The American space agency NASA recently approved plans for building a new Mars lander.  NASA officials want the new lander to study the deep interior, or inside surface, of the Red Planet.
 
The new project is called InSight.  The name comes from a much longer term: The Interior Exploration Using Seismic Investigations Geodesy and Heat Transport.  NASA officials plan to launch the Mars lander from the Vandenberg Air Force Base in California in March of 2016.  It is expected to arrive on Mars six months later.

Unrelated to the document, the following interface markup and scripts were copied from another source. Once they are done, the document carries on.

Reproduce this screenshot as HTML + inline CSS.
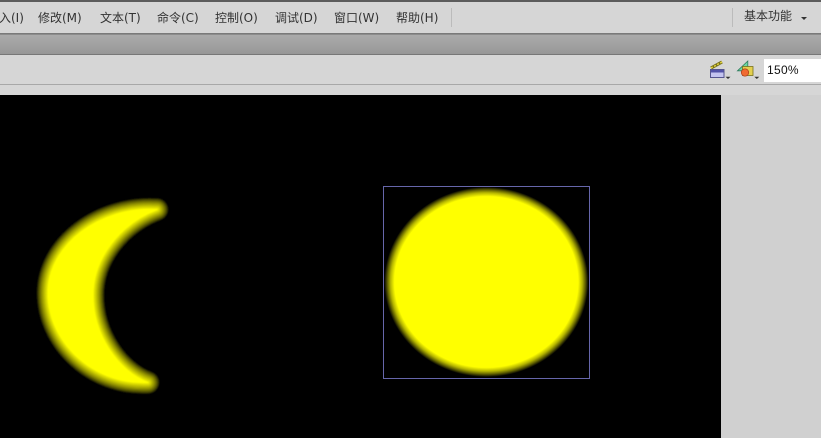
<!DOCTYPE html>
<html>
<head>
<meta charset="utf-8">
<style>
html,body{margin:0;padding:0;background:#000}
#p{position:relative;width:821px;height:438px;overflow:hidden;background:#d0d0d0;font-family:"DejaVu Sans","Noto Sans CJK SC",sans-serif;font-size:12px;color:#333}
#p div,#p span{position:absolute}
#p span{white-space:nowrap;top:10px;line-height:17px}
</style>
</head>
<body>
<div id="p">
<div style="left:0;top:0;width:821px;height:34px;background:#d6d6d6"></div>
<div style="left:0;top:0;width:821px;height:2px;background:#5c5c5c"></div>
<div style="left:0;top:33px;width:821px;height:1px;background:#7a7a7a"></div>
<div style="left:0;top:34px;width:821px;height:1px;background:#8c8c8c"></div>
<div style="left:0;top:35px;width:821px;height:19px;background:linear-gradient(#ababab,#979797)"></div>
<div style="left:0;top:54px;width:821px;height:1px;background:#777"></div>
<div style="left:0;top:55px;width:821px;height:40px;background:#d6d6d6"></div>
<div style="left:0;top:84px;width:821px;height:1px;background:#a8a8a8"></div>
<span style="left:-1px">入(I)</span>
<span style="left:38px">修改(M)</span>
<span style="left:100px">文本(T)</span>
<span style="left:157px">命令(C)</span>
<span style="left:215px">控制(O)</span>
<span style="left:275px">调试(D)</span>
<span style="left:334px">窗口(W)</span>
<span style="left:396px">帮助(H)</span>
<div style="left:451px;top:8px;width:1px;height:19px;background:#bbb"></div>
<div style="left:732px;top:8px;width:1px;height:19px;background:#bbb"></div>
<span style="left:744px;top:8px">基本功能</span>
<div style="left:764px;top:59px;width:57px;height:23px;background:#fff"></div>
<span style="left:767px;top:62px;color:#111;font-family:'Liberation Sans',sans-serif;letter-spacing:.3px">150%</span>
<div style="left:0;top:95px;width:721px;height:343px;background:#000"></div>
<svg width="821" height="438" viewBox="0 0 821 438" style="position:absolute;left:0;top:0">
<defs>
<filter id="s" x="-15%" y="-15%" width="130%" height="130%"><feGaussianBlur stdDeviation="0.500"/></filter>
<radialGradient id="g" gradientUnits="userSpaceOnUse" cx="0" cy="0" r="1" gradientTransform="translate(486.300 282) scale(102 95)">
<stop offset="0" stop-color="#ff0"/>
<stop offset=".90" stop-color="#ff0"/>
<stop offset=".94" stop-color="#b4b400"/>
<stop offset=".97" stop-color="#606000"/>
<stop offset="1" stop-color="#000"/>
</radialGradient>
<path id="m" d="M157 209.500C100 206 48 245 48 293C48 341 92 385 148 382.500C118 371 93 335 93 295C93 258 120 224 157 209.500Z"/>
</defs>
<path d="M801 17h6l-3 3z" fill="#333"/>
<!-- clapper icon -->
<path d="M711 68l11-6" stroke="#77701c" stroke-width="3.200"/>
<path d="M711 68l11-6" stroke="#e8d840" stroke-width="1.400" stroke-dasharray="2 1.500"/>
<rect x="710.500" y="69.500" width="13.500" height="8" fill="#c4c4f0" stroke="#55558e"/>
<rect x="711" y="70" width="12.500" height="2.500" fill="#5252a8"/>
<path d="M725.500 76.800h5l-2.500 2.200z" fill="#333"/>
<!-- shapes icon -->
<path d="M737.500 70.800l10.300-9.800v9.800z" fill="#6ed8a4" stroke="#2f7a5c" stroke-width=".8"/>
<rect x="742.500" y="66.500" width="10.500" height="9" fill="#e4d050" stroke="#77701c" stroke-width=".8"/>
<circle cx="745" cy="72.500" r="3.700" fill="#f06a30" stroke="#a83c18" stroke-width=".7"/>
<path d="M754.300 76.800h5l-2.500 2.200z" fill="#333"/>
<!-- crescent: stacked falloff layers -->
<g filter="url(#s)" stroke-linejoin="round">
<use href="#m" fill="#1b1b00" stroke="#1b1b00" stroke-width="23"/>
<use href="#m" fill="#3b3b00" stroke="#3b3b00" stroke-width="21"/>
<use href="#m" fill="#555500" stroke="#555500" stroke-width="19"/>
<use href="#m" fill="#6b6b00" stroke="#6b6b00" stroke-width="17"/>
<use href="#m" fill="#808000" stroke="#808000" stroke-width="15"/>
<use href="#m" fill="#949400" stroke="#949400" stroke-width="13"/>
<use href="#m" fill="#a6a600" stroke="#a6a600" stroke-width="11"/>
<use href="#m" fill="#b7b700" stroke="#b7b700" stroke-width="9"/>
<use href="#m" fill="#c9c900" stroke="#c9c900" stroke-width="7"/>
<use href="#m" fill="#d9d900" stroke="#d9d900" stroke-width="5"/>
<use href="#m" fill="#e8e800" stroke="#e8e800" stroke-width="3"/>
<use href="#m" fill="#ffff00" stroke="#ffff00" stroke-width="1"/>
</g>
<!-- circle -->
<ellipse cx="486.300" cy="282" rx="102" ry="95" fill="url(#g)"/>
<rect x="383.500" y="186.500" width="206" height="192" fill="none" stroke="#6666aa" stroke-width="1"/>
</svg>
</div>
</body>
</html>
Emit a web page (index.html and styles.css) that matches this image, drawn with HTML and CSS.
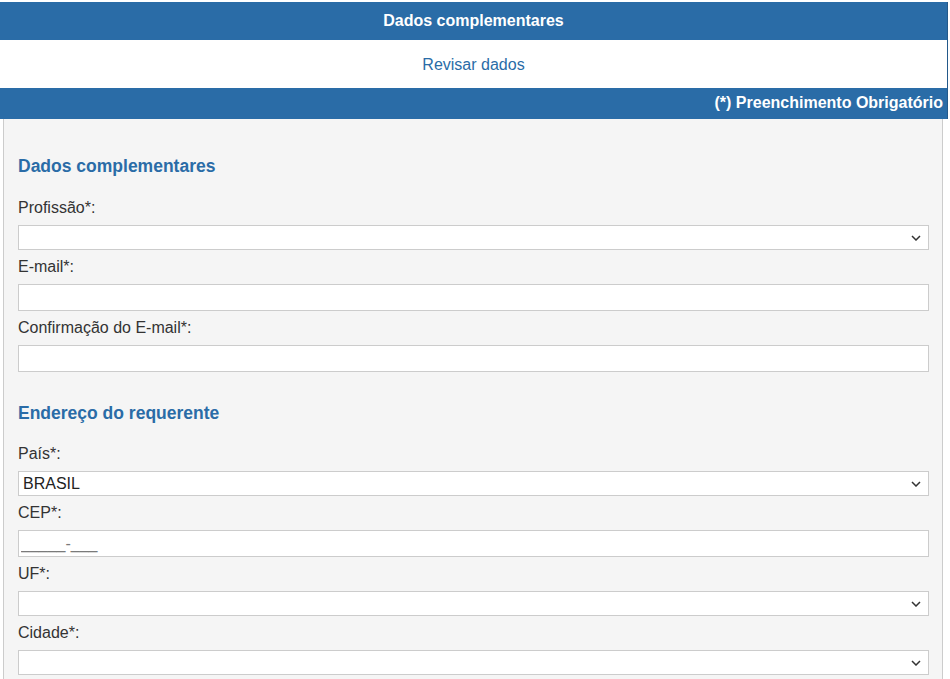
FILE: index.html
```html
<!DOCTYPE html>
<html lang="pt-BR">
<head>
<meta charset="utf-8">
<title>Dados complementares</title>
<link rel="stylesheet" href="styles.css">
</head>
<body>
<div class="page">
  <div class="frame">
    <div class="bar bar-title">Dados complementares</div>
    <div class="review"><a href="#" class="review-link">Revisar dados</a></div>
    <div class="bar bar-note">(*) Preenchimento Obrigatório</div>
  </div>
  <div class="panel">
    <h2 class="section-title first">Dados complementares</h2>
    <div class="field">
      <label class="label">Profissão*:</label>
      <div class="select-wrap">
        <select class="select"><option></option></select>
        <svg class="chevron" width="10" height="6" viewBox="0 0 10 6"><path d="M1 1 L5 5 L9 1" fill="none" stroke="#333" stroke-width="1.5"/></svg>
      </div>
    </div>
    <div class="field">
      <label class="label">E-mail*:</label>
      <input class="input" type="text">
    </div>
    <div class="field">
      <label class="label">Confirmação do E-mail*:</label>
      <input class="input" type="text">
    </div>

    <h2 class="section-title">Endereço do requerente</h2>
    <div class="field">
      <label class="label">País*:</label>
      <div class="select-wrap">
        <select class="select"><option>BRASIL</option></select>
        <svg class="chevron" width="10" height="6" viewBox="0 0 10 6"><path d="M1 1 L5 5 L9 1" fill="none" stroke="#333" stroke-width="1.5"/></svg>
      </div>
    </div>
    <div class="field">
      <label class="label">CEP*:</label>
      <input class="input cep" type="text" placeholder="_____-___">
    </div>
    <div class="field">
      <label class="label">UF*:</label>
      <div class="select-wrap">
        <select class="select"><option></option></select>
        <svg class="chevron" width="10" height="6" viewBox="0 0 10 6"><path d="M1 1 L5 5 L9 1" fill="none" stroke="#333" stroke-width="1.5"/></svg>
      </div>
    </div>
    <div class="field">
      <label class="label">Cidade*:</label>
      <div class="select-wrap">
        <select class="select"><option></option></select>
        <svg class="chevron" width="10" height="6" viewBox="0 0 10 6"><path d="M1 1 L5 5 L9 1" fill="none" stroke="#333" stroke-width="1.5"/></svg>
      </div>
    </div>
  </div>
</div>
</body>
</html>
```
FILE: styles.css
```css
html, body {
  margin: 0;
  padding: 0;
  background: #ffffff;
}
body {
  font-family: "Liberation Sans", Arial, sans-serif;
  color: #333333;
  padding-top: 2px;
}
.page {
  width: 950px;
}
.frame {
  width: 947px;
  border-right: 1px solid #23598a;
}
.bar {
  background: #2a6ca7;
  color: #ffffff;
  font-weight: bold;
  font-size: 16px;
}
.bar-title {
  height: 38px;
  line-height: 38px;
  text-align: center;
}
.review {
  height: 48px;
  line-height: 49px;
  text-align: center;
  background: #ffffff;
}
.review-link {
  color: #2a6ca7;
  font-size: 16px;
  text-decoration: none;
}
.bar-note {
  height: 31px;
  line-height: 30px;
  text-align: right;
  padding-right: 4px;
}
.panel {
  margin-left: 3px;
  width: 911px;
  background: #f5f5f5;
  border-left: 1px solid #cccccc;
  border-right: 1px solid #cccccc;
  padding: 0 13px 20px 14px;
  min-height: 600px;
}
.section-title {
  margin: 0;
  color: #2a6ca7;
  font-size: 17.5px;
  font-weight: bold;
  line-height: 20px;
  padding-top: 31px;
  padding-bottom: 14px;
}
.section-title.first {
  padding-top: 37px;
  padding-bottom: 15px;
}
.field {
  display: flex;
  flex-direction: column;
}
.label {
  font-size: 16px;
  line-height: 18px;
  padding: 8px 0;
  color: #333333;
}
.input {
  box-sizing: border-box;
  height: 27px;
  width: 100%;
  margin: 0;
  border: 1px solid #cccccc;
  background: #ffffff;
  font-family: "Liberation Sans", Arial, sans-serif;
  font-size: 16px;
  padding: 0 2px;
  color: #333333;
  outline: none;
}
.input::placeholder {
  color: #7a7a7a;
  opacity: 1;
}
.select-wrap {
  position: relative;
  display: flex;
}
.select {
  box-sizing: border-box;
  height: 25px;
  width: 100%;
  margin: 0;
  border: 1px solid #cccccc;
  border-radius: 0;
  background-color: #ffffff;
  font-family: "Liberation Sans", Arial, sans-serif;
  font-size: 16px;
  color: #222222;
  padding: 0 4px;
  -webkit-appearance: none;
  appearance: none;
}
.chevron {
  position: absolute;
  right: 8px;
  top: 10px;
  pointer-events: none;
}
```
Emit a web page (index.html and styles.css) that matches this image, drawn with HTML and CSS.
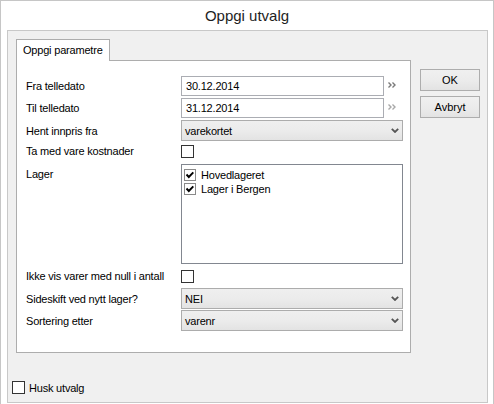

Bruce Banerdt works at NASA’s Jet Propulsion Laboratory in California.  He is the InSight’s lead investigator.  He says some of the technology the Mars lander will use on Mars is similar to what scientists have been using to study Earth.
 
“The idea behind it is to use some geophysical instruments, mostly a seismometer and a heat-flow probe to better understand the interior structure of Mars, both its composition, layering what’s going on inside, stuff like that.”
 
Bruce Banerdt says InSight’s study of Mars may provide new information about how our own planet was created.  He says it may also tell about other Earth-like planets.
 
“We really want to understand how the terrestrial planets, the rocky planets, formed early on in the solar system, and how that formation sort of led to the kinds of conditions we have on the surface.”
 
NASA officials have no plans to send the new lander on trips across the Red Planet.  The InSight will instead be sent to an area near the Martian equator.  It will stay there to carry out research.
 
Bruce Banerdt says the lander will gather information about the geography, the natural and physical qualities, of the inner planet.
 
“And by that I mean how thick is the crust, what’s the crust made out of?  And then how big is the core, and what is it made out of?  What are the thermal characteristics of everything in terms of the heat flow, energy production?  Things like that.”
 
The spacecraft will carry a number of new instruments on the trip. 
 
The space agencies of four European countries are providing two of the most important tools.  One is a seismometer that will measure and study seismic waves that shake the ground.  Another tool is a heat-flow probe that will reach about 4 ½ to 5 meters under the Martian surface.  The device will measure small increases in temperature as it digs underground. 
 
Bruce Banerdt says this tool will help scientists find how much heat is coming from the interior.
 
“This heat flow is what drives a lot of the geology: it drives volcanism.  On Mars, it can drive uplift of mountain ranges and so the amount of heat coming out of it is a basic parameter that we need to learn in order to find out how active a planet is.”
 
The new Mars lander will also be equipped with a weather station and a camera.  Insight’s work is expected to last about one Mars year or two Earth years.  I’m Jonathan Evans.